West Hertfordshire Hospitals NHS Trust provides acute healthcare services to a core catchment population of approximately half a million people living in West Hertfordshire and the surrounding area. The trust also provides a range of more specialist services to a wider population, serving residents of North London, Bedfordshire, Buckinghamshire and East Hertfordshire.
This was the third comprehensive inspection of the trust. The trust was rated as inadequate overall and was placed into special measures in September 2015. The last inspection took place in September 2016, where the trust and was rated requires improvement overall. It remained in special measures.
Part of the inspection was announced taking place from 30 August 2017 to 1 September 2017 during which time Watford General Hospital, St Alban’s City Hospital and Hemel Hempstead General Hospital were all inspected.
At Hemel Hempstead Hospital, we inspected and rated the core services of the urgent care centre, outpatients and diagnostic imaging. At the previous inspection in September 2016, the hospital was rated inadequate overall. However, since then the one service that had heavily contributed to this rating had been taken over by another trust and therefore was not inspected on this occasion.
At this latest inspection, we rated Hemel Hempstead General Hospital as requires improvement overall. We rated the urgent care centre (UCC) as requires improvement and outpatients and diagnostics services as good. For the five key questions that we inspect and rate, we rated safe, effective and well-led as requires improvement. Caring and responsive was rated as good overall. This was an improvement.

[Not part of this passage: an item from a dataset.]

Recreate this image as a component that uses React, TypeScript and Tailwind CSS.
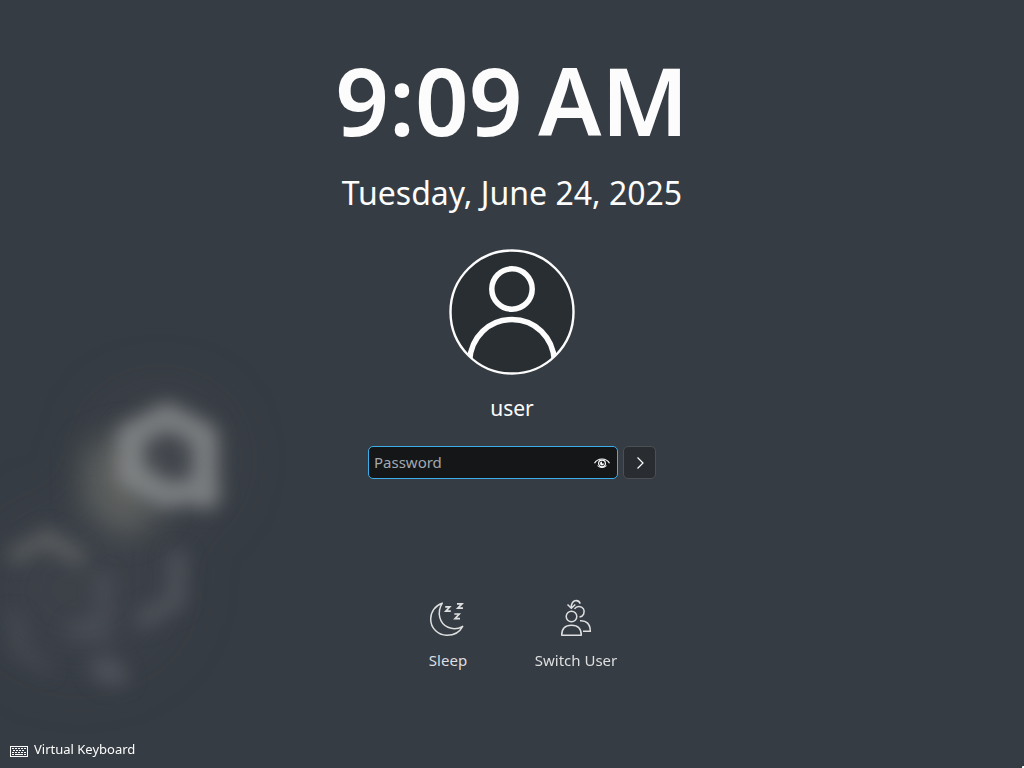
import { useState } from "react";

function Wallpaper() {
  return (
    <svg
      className="pointer-events-none absolute bottom-0 left-0 -z-10"
      width="400"
      height="448"
      viewBox="0 320 400 448"
      fill="none"
      aria-hidden="true"
    >
      <defs>
        <filter id="soft" x="-200" y="200" width="700" height="700" filterUnits="userSpaceOnUse" colorInterpolationFilters="sRGB">
          <feGaussianBlur stdDeviation="15" />
        </filter>
        <filter id="haze" x="-200" y="200" width="700" height="700" filterUnits="userSpaceOnUse" colorInterpolationFilters="sRGB">
          <feGaussianBlur stdDeviation="32" />
        </filter>
        <filter id="crisp" x="-200" y="200" width="700" height="700" filterUnits="userSpaceOnUse" colorInterpolationFilters="sRGB">
          <feGaussianBlur stdDeviation="9" />
        </filter>
      </defs>
      <g filter="url(#haze)" fill="#5a5a62">
        <ellipse cx="160" cy="460" rx="60" ry="60" opacity="0.34" />
        <ellipse cx="80" cy="590" rx="95" ry="80" opacity="0.2" />
      </g>
      <g filter="url(#soft)" fill="#74766f">
        <path d="M84 450L130 430L150 495L165 510L125 538L84 508Z" opacity="0.58" />
      </g>
      <g filter="url(#crisp)" fill="#6c6e6c">
        <path d="M4 553L48 527L88 553L80 567L44 549L16 564Z" opacity="0.58" />
        <path d="M168 550L188 552L186 606L142 631L134 616L166 594Z" fill="#6a6c72" opacity="0.4" />
        <path d="M94 570L114 574L110 645L70 640L64 625L96 610Z" fill="#6a6a74" opacity="0.24" />
        <path d="M95 656L118 658L132 682L110 688L88 674Z" fill="#6a6a74" opacity="0.42" />
        <path d="M6 610L22 612L30 645L54 670L48 678L10 655Z" fill="#6a6a74" opacity="0.2" />
      </g>
      <g filter="url(#crisp)">
        <path
          d="M167 416L205 436V478L207 496L192 491L167 495L130 475V436Z"
          fill="#6c706f"
          fillOpacity="0.1"
          stroke="#8a8c8e"
          strokeWidth="26"
          strokeLinejoin="round"
          opacity="0.8"
        />
      </g>
    </svg>
  );
}

function Avatar() {
  return (
    <svg width="126" height="126" viewBox="0 0 126 126" fill="none" role="img" aria-label="user">
      <defs>
        <clipPath id="face">
          <circle cx="63" cy="63" r="62" />
        </clipPath>
      </defs>
      <circle cx="63" cy="63" r="61.5" fill="#292e32" />
      <g clipPath="url(#face)" stroke="#fcfcfc" strokeWidth="5.5">
        <circle cx="63" cy="40" r="20.2" />
        <path d="M20.500 112C22 88 40 70.500 63 70.500S104 88 105.500 112" />
      </g>
      <circle cx="63" cy="63" r="61.500" stroke="#fcfcfc" strokeWidth="2.4" />
    </svg>
  );
}

function EyeIcon() {
  return (
    <svg width="16" height="16" viewBox="0 0 16 16" fill="none" stroke="#fcfcfc" aria-hidden="true">
      <path d="M.5 8.300C2.200 5.300 4.800 4 8 4S13.800 5.300 15.500 8.300" strokeWidth="1.200" />
      <path d="M3.500 10.800C6 13 10 13 12.500 10.800" strokeWidth="1" />
      <circle cx="8" cy="8.500" r="3.400" strokeWidth="1.200" />
      <path d="M8 6.500V8.500H10A2 2 0 1 1 8 6.500Z" fill="#fcfcfc" stroke="none" />
    </svg>
  );
}

function SleepIcon() {
  return (
    <svg width="48" height="48" viewBox="0 0 48 48" fill="none" stroke="currentColor" aria-hidden="true">
      <path
        d="M18.300 9.200C11 11.500 6.700 18 6.700 25A16 16 0 0 0 23 41.200C30 41.200 35.800 37.800 38.700 32.300C34 35 29 35.500 24 33.300C15.500 29.500 12.500 18.500 18.300 9.200Z"
        strokeWidth="1.500"
        strokeLinejoin="round"
      />
      <path
        d="M21.200 12.800H25.800L21.800 17.200H26.800M33 9.800H38L33.800 14.200H39M30.300 20H35.200L31 24.700H36"
        strokeWidth="1.700"
      />
    </svg>
  );
}

function SwitchUserIcon() {
  return (
    <svg width="48" height="48" viewBox="0 0 48 48" fill="none" stroke="currentColor" strokeWidth="1.500" aria-hidden="true">
      <circle cx="19.500" cy="22.500" r="5.300" />
      <path d="M9.700 41.300C9.700 34.500 13.500 31.300 19.500 31.300S29.300 34.500 29.300 41.300Z" strokeLinejoin="round" />
      <path d="M22.500 14.800A5.300 5.300 0 1 1 27.500 23" />
      <path d="M28 26.800C34.500 26.300 38.300 30 38.300 37.200H31" />
      <path d="M28.300 9.600C26.500 5.200 19.300 5.200 19.300 13.500M15.500 10.500L19.300 14.300L23.300 10.500" />
    </svg>
  );
}

function KeyboardIcon() {
  return (
    <svg width="18" height="12" viewBox="0 0 18 12" fill="none" stroke="#fcfcfc" shapeRendering="crispEdges" aria-hidden="true">
      <path d="M.5 .5H17.500V10.500H.5Z" />
      <path d="M2 2.500H16M3 4.500H15M2 6.500H16" strokeDasharray="2 1" />
      <path d="M2 8.500H4M5 8.500H13M14 8.500H16" />
    </svg>
  );
}

export default function App() {
  const [visible, setVisible] = useState(false);

  return (
    <main className="relative isolate flex min-h-screen flex-col items-center overflow-hidden bg-[#363c43] pt-[52px] font-['Noto_Sans',sans-serif] text-[#fcfcfc]">
      <Wallpaper />

      <time dateTime="2025-06-24T09:09" className="flex flex-col items-center">
        <span className="text-[94px] leading-[97px] font-semibold">9:09&#8239;AM</span>
        <span className="mt-6 text-[32px] leading-10">Tuesday, June 24, 2025</span>
      </time>

      <section className="mt-9 flex flex-col items-center">
        <Avatar />
        <h1 className="mt-[19px] text-[21px] leading-7">user</h1>
        <form className="mt-6 flex gap-[5px]" onSubmit={(event) => event.preventDefault()}>
          <div className="flex h-[33px] w-[250px] items-center rounded-[5px] border border-[#3daee9] bg-[#141618] pr-[7px] pl-[5px]">
            <input
              type={visible ? "text" : "password"}
              placeholder="Password"
              aria-label="Password"
              className="min-w-0 flex-1 bg-transparent pb-px text-[15px] leading-5 outline-none placeholder:text-[#a1a9b1]"
            />
            <button type="button" aria-label="Show password" onClick={() => setVisible(!visible)}>
              <EyeIcon />
            </button>
          </div>
          <button
            type="submit"
            aria-label="Unlock"
            className="flex size-[33px] items-center justify-center rounded-[5px] border border-[#4b5055] bg-[#292c30]"
          >
            <svg width="16" height="16" viewBox="0 0 16 16" fill="none" stroke="#fcfcfc" strokeWidth="1.200" aria-hidden="true">
              <path d="M5.500 2.500L11 8L5.500 13.500" />
            </svg>
          </button>
        </form>
      </section>

      <nav aria-label="Session" className="mt-[115px] flex text-[15px] leading-5 text-[#dddfe0]">
        <button type="button" className="flex w-32 flex-col items-center gap-2">
          <SleepIcon />
          Sleep
        </button>
        <button type="button" className="flex w-32 flex-col items-center gap-2">
          <SwitchUserIcon />
          Switch User
        </button>
      </nav>

      <footer className="mt-auto self-start px-2.5 pb-2.5">
        <button type="button" className="flex items-end gap-1.5 text-[13px] leading-[18px]">
          <KeyboardIcon />
          Virtual Keyboard
        </button>
      </footer>

      <span className="absolute right-0 bottom-0 size-0.5 rounded-tl-[1px] bg-[#fcfcfc]" aria-hidden="true" />
    </main>
  );
}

There were areas of practice where the trust needs to make improvements:
- We found risks that we had identified at previous inspections did not feature on the risk register both in the urgent care centre and outpatient and diagnostics services.
- Not all staff working in clinics that saw children had the appropriate level of safeguarding training. This was raised as an issue during the inspection in September 2016.
- There were no seven-day outpatient services provided at the time of inspection. Some ad-hoc Saturday clinics had been provided, but this had not taken place since March 2017. There were no plans to introduce evening or weekend clinics.
- Friends and Family test scores for outpatient services across the trust were worse than the England average from January to June 2017. This had improved in July 2017.
- Five out of 16 specialties were not meeting the England overall performance for patients being seen within 18 weeks of referral.
- We could not be assured that the service was fulfilling its mandatory duty to report cases of female genital mutilation (FGM) as all staff we spoke with were unaware of the trust policy on identifying and assessing the risk of FGM.
- Hand hygiene and environmental infection control audits were not carried out in the phlebotomy department.
However, there were areas of good practice:
- There had been several improvements in assessing and responding to patient risk. All patients were now assessed by a triage nurse, usually within 20 minutes of arrival. This compared well to our last inspection when patients were waiting up to two hours for an initial clinical assessment.
- We observed staff maintaining patients’ privacy, dignity and confidentiality. They demonstrated empathy towards patients who were in pain or distressed and were skilled in providing reassurance and comfort.
- Almost all patients (99%) were treated, discharged or transferred within four hours, with an average time to treatment of 27 minutes.
Importantly, the trust must:
- Ensure that systems and processes are in place to monitor and review key aspects of performance (for example patient waiting times) to identify areas for improvement.
- Ensure there are processes in place to monitor arrival time to initial clinical assessment for all patients.
- Develop an audit process in the UCC to monitor compliance to protocols/pathways in line with other areas of the unscheduled care division.
- Implement arrangements for identifying, recording and managing risks, issues and mitigating actions.
- Ensure that all staff caring for patients under 18 years of age complete safeguarding children level 3 training.
- Ensure staff in outpatient services are aware of the trust policy and fulfil the mandatory reporting duty for cases of female genital mutilation.
- Monitor compliance with hand hygiene and environmental infection control in the phlebotomy department.
- Ensure staff within the radiology department are up-to-date on fire and evacuation training.
- Ensure that all risks relating to outpatient services are identified, recorded and managed on the departmental risk register.
In addition the trust should:
- Consider the roles and responsibilities of the rotational leadership role with regards to defined responsibilities and consider devising a job description.
- Consider the UCC, as part of the unscheduled care division, featuring in the current strategy document.
- Consider decontaminating reusable naso-endoscopes in a washer-disinfector at the end of each clinic, to meet Department of Health Technical Memorandum (HTM) 01-06 best practice.
- Consider providing outpatient services at evenings and weekends.
- Ensure staff are up to date with Mental Capacity Act (MCA) 2005 and Deprivation of Liberty Safeguards (DOLS) training.
- To consider patients across all specialties are seen within 18 weeks of referral.
- Consider using electronic systems to flag patients with mobility issues, dementia or a learning disability so that arrangements can be made in advance to meet their needs.
- Consider using hearing loop systems across the department.
- Consider ways of improving communication between divisions within outpatient services.
- Consider how effective clinical leadership is at UCC in circumstances where the matron was also responsible for a neighbouring emergency department and a minor injuries unit that was several miles away.